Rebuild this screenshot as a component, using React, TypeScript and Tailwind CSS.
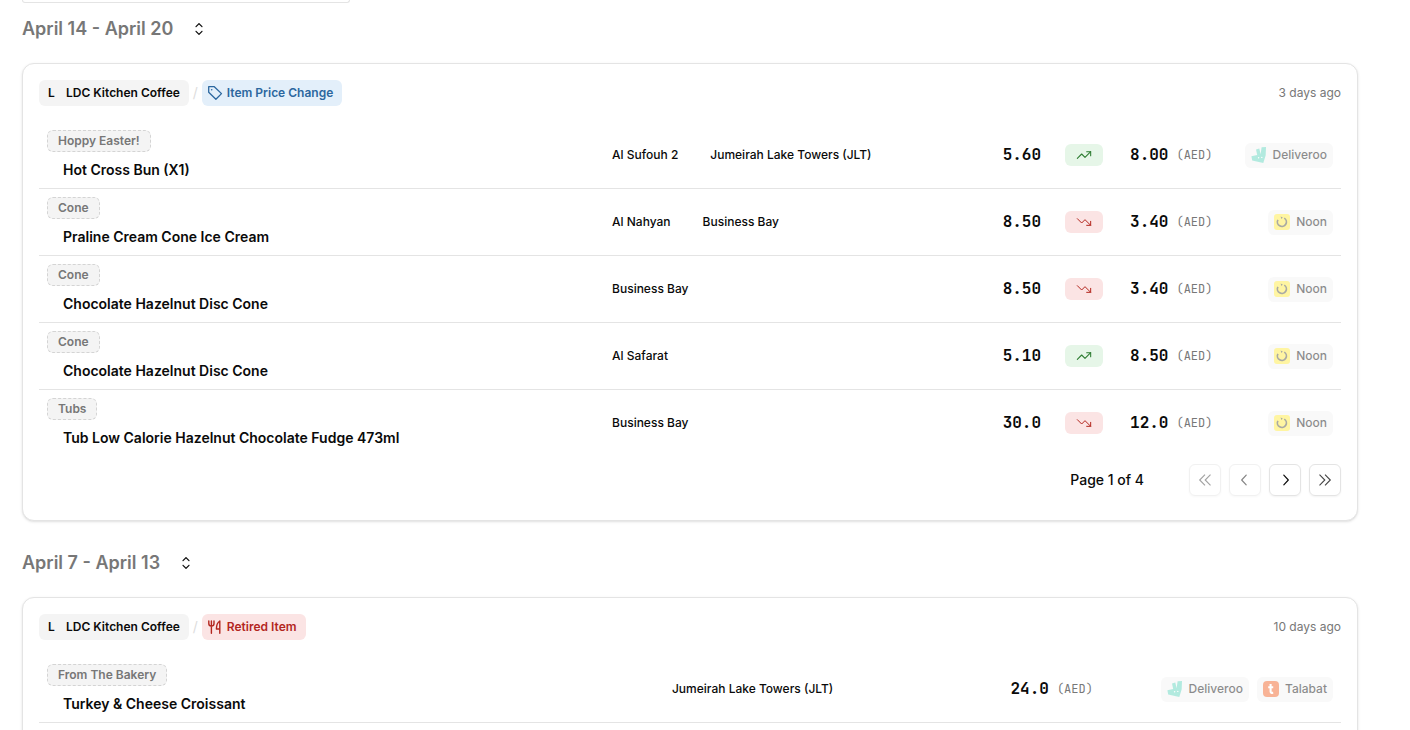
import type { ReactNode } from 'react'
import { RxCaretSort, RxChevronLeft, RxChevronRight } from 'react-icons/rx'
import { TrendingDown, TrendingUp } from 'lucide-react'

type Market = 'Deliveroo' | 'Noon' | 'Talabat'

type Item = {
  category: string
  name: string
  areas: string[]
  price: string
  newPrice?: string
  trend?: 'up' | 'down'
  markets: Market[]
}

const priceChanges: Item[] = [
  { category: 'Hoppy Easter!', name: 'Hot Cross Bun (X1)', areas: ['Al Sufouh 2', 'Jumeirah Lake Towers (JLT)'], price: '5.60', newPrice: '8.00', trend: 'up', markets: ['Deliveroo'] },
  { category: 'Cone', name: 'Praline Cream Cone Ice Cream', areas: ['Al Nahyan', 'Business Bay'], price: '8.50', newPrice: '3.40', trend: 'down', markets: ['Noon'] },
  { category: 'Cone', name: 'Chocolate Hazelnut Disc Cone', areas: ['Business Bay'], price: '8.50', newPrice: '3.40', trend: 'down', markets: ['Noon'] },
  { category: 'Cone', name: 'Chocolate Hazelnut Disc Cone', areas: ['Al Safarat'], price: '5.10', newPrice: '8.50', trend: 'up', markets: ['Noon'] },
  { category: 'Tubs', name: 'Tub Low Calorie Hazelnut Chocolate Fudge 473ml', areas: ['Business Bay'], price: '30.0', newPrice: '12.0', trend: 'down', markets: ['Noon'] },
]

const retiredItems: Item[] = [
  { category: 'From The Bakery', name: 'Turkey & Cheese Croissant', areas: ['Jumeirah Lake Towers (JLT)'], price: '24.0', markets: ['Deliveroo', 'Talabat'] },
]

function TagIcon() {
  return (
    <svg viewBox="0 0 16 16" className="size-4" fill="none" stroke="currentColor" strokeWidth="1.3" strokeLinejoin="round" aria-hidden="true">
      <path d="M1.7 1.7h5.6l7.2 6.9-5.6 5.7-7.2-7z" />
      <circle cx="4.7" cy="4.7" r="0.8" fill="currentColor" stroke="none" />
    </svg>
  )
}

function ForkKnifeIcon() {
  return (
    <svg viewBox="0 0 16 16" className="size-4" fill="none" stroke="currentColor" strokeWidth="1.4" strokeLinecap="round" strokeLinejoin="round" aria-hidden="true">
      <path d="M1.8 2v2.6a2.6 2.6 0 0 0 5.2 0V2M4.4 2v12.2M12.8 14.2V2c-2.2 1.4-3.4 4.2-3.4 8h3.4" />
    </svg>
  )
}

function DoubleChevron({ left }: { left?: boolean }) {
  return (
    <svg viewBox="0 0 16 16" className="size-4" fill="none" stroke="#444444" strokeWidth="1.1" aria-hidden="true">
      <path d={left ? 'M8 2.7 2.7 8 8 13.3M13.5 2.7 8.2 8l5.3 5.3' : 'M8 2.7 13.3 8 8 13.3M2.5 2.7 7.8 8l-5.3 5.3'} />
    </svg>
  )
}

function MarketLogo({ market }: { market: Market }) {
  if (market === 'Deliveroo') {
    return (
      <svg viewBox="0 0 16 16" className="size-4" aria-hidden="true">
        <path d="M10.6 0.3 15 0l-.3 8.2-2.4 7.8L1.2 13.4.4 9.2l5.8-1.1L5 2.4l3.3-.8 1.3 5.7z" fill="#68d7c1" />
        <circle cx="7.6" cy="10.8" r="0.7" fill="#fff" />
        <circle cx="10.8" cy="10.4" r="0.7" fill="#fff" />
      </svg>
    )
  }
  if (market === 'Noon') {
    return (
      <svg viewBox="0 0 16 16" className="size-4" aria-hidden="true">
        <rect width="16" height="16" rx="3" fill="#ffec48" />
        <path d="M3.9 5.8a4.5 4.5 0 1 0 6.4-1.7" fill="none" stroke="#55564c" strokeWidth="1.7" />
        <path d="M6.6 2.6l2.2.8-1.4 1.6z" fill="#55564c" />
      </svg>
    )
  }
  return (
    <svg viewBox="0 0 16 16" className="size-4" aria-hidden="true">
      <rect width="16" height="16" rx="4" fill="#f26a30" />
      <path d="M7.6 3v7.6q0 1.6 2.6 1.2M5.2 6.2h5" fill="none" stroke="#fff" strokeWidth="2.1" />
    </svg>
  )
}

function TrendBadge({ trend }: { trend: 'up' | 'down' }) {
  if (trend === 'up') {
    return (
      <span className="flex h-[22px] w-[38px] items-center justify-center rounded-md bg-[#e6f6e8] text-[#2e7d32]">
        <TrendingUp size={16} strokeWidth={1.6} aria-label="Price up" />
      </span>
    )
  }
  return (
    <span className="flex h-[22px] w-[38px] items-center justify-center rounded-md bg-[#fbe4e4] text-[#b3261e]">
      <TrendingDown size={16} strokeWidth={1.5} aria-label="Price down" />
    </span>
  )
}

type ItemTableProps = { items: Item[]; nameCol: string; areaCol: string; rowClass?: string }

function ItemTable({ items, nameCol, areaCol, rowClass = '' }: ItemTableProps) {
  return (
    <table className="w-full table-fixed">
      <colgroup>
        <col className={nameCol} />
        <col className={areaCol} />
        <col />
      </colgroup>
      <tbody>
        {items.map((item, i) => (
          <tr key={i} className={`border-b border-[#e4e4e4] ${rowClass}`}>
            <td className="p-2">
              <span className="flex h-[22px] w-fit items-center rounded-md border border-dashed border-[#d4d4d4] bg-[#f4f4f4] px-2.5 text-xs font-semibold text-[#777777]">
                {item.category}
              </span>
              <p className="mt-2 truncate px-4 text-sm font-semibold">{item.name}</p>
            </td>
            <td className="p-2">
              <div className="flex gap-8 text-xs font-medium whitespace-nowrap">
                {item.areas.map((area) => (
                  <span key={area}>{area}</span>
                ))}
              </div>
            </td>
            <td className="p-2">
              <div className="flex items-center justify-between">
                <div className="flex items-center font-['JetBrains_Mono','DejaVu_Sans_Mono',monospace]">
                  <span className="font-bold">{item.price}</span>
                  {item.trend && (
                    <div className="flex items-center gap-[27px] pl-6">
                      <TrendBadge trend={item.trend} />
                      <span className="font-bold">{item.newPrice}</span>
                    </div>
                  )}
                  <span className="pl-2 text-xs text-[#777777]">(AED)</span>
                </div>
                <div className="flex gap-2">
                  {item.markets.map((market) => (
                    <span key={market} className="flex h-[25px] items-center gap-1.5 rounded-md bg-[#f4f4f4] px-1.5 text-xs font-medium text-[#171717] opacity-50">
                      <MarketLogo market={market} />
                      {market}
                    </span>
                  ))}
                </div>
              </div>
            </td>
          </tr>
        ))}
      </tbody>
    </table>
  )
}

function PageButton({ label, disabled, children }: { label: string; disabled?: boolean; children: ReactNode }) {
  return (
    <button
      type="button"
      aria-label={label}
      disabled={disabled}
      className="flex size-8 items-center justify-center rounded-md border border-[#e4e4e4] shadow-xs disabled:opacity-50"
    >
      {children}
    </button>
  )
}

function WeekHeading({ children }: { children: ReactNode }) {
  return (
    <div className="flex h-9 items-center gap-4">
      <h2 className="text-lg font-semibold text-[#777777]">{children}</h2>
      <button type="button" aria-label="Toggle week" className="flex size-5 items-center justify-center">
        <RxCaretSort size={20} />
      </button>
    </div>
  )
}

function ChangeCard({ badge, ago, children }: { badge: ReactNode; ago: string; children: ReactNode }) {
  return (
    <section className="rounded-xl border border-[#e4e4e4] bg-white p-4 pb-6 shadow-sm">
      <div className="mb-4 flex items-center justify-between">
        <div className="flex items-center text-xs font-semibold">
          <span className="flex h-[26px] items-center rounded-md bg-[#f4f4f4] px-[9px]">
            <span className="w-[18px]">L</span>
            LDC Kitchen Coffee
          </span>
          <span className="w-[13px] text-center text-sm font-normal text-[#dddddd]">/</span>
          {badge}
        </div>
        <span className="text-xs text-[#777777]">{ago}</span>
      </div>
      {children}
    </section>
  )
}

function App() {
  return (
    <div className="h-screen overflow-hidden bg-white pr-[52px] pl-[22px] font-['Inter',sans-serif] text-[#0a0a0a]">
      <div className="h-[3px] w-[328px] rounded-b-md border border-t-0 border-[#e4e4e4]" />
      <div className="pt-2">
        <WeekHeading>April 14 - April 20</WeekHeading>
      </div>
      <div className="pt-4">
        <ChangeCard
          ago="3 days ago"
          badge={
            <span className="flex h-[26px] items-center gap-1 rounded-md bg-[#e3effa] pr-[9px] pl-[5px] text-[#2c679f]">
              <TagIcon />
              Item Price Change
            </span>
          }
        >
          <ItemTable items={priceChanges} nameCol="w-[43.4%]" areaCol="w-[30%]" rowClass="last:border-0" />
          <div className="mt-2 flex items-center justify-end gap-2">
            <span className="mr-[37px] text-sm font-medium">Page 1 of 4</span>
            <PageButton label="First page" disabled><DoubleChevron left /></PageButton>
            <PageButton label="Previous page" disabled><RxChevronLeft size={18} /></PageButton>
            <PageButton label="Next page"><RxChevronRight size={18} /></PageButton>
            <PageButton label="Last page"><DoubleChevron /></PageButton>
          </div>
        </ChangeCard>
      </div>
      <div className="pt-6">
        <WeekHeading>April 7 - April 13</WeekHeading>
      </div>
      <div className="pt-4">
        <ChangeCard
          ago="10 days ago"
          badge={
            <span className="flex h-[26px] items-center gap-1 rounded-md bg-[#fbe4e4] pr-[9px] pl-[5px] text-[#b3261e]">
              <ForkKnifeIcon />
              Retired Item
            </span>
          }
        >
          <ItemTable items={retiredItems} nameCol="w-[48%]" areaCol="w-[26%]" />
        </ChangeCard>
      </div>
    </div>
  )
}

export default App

####################

Return only the lines from the start of the data through the line that contains "type Market = 'Deliveroo'", please, copying them exactly and omitting all pictures.

Rebuild this screenshot as a component, using React, TypeScript and Tailwind CSS.
import type { ReactNode } from 'react'
import { RxCaretSort, RxChevronLeft, RxChevronRight } from 'react-icons/rx'
import { TrendingDown, TrendingUp } from 'lucide-react'

type Market = 'Deliveroo' | 'Noon' | 'Talabat'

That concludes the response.